Force pour le Kosovo (KFOR)
En mars 1999, l’OTAN crée la KFOR afin d’établir et de maintenir la sécurité au Kosovo, ainsi que pour soutenir la mission d’administration intérimaire de l’ONU au Kosovo (MINUK). Les premières unités des FAC, soit environ 800 militaires, dont des ingénieurs, du personnel blindé et 8 hélicoptères, arrivent en juin 1999. En juillet, les FAC envoient 500 autres soldats d’infanterie, ainsi que des chars d’assaut. Deux rotations de troupes ont lieu avant que le Canada mette fin à sa contribution militaire, en juin 2000. Aujourd’hui, on trouve encore 5 officiers canadiens dans les quartiers généraux de la KFOR.
Opération Essential Harvest de l’OTAN
Dans l’ancienne République yougoslave de Macédoine (ARYM), le pays est divisé entre la majorité slave (les Macédoniens) et la minorité ethnique albanaise. Lorsque les Albanais lancent une vaste attaque contre les forces gouvernementales en place à l’été 2001, l’ARYM demande l’aide de l’OTAN.
Le 27 août 2001, l’OTAN lance une opération de 4500 troupes nommée Essential Harvest. Son mandat, d’une durée de 30 jours, vise à confisquer les armes des groupes paramilitaires albanais et à superviser la situation après leur désarmement. Les FAC fournissent 200 militaires à la mission, qui prend fin le 26 septembre.
Autres missions
Les FAC détachent des officiers d’état-major et d’autres spécialistes auprès de diverses missions dans les Balkans, notamment pour la Mission des Nations Unies en Bosnie-Herzégovine (MINUBH) ; la Mission des Nations Unies au Kosovo (MINUK) ; le quartier général de la Force opérationnelle de l’OTAN pour l’opération Amber Fox ; la Mission européenne de maintien de la paix dans l’ancienne République yougoslave de Macédoine (EUFOR), la Force de déploiement préventive (UNPREDEP), la Force européenne en Bosnie-Herzégovine (EUFOR) et le siège de l’OTAN à Sarajevo (NHQSA).
Police civile
La GRC et plus de 20 autres agences policières canadiennes participent à la Mission d’administration intérimaire des Nations Unies au Kosovo (MINUK) de juin 1999 à mars 2004. Jusqu’à 92 policiers servent au sein de la mission chaque année afin de maintenir l’ordre et la loi au Kosovo, et d’aider à y fonder un service de police démocratique.

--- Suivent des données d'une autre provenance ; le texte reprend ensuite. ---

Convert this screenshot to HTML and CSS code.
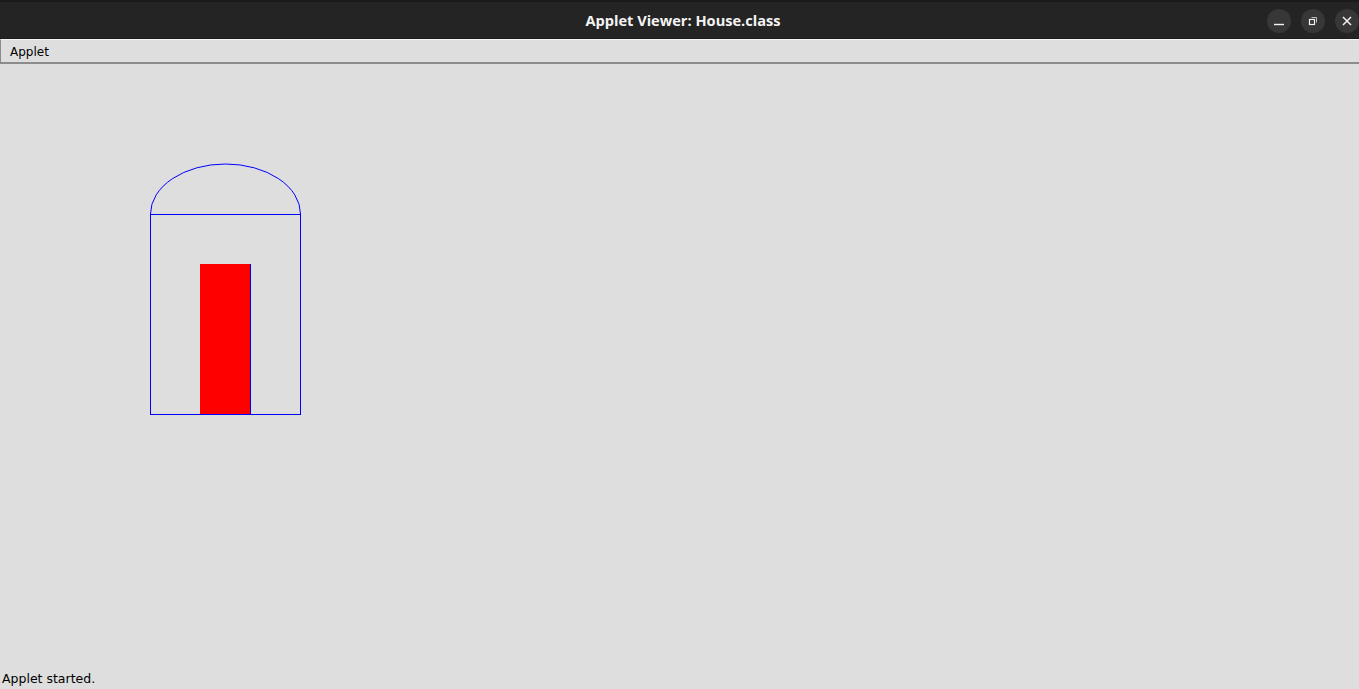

De 1996 à 2005, le Canada envoie également des policiers à la Mission des Nations Unies en Bosnie-Herzégovine (MINUBH) et à sa successeure, la Mission de police de l’Union européenne (MPUE). Le rôle de cette dernière est d’aider à développer une force policière civile efficace en Bosnie-Herzégovine.
Importance
Dans les Balkans, les Casques bleus canadiens sont confrontés à une tâche difficile et dangereuse. Les guerres des Balkans sont en effet marquées par la violence et le nettoyage ethniques. Il y a donc peu de « paix » à maintenir entre les différentes factions en guerre. Au cours de la bataille de la poche de Medak, les Canadiens vivent leur affrontement le plus important depuis la guerre de Corée. Dans les Balkans, les Casques bleus trouvent et consignent également des preuves de crimes de guerre atroces et bon nombre d’entre eux sont touchés par le trouble de stress post-traumatique au cours des années qui suivent leur service. Les missions dans les Balkans démontrent les difficultés et les coûts, tant financiers qu’humains, que représente le maintien de la paix moderne.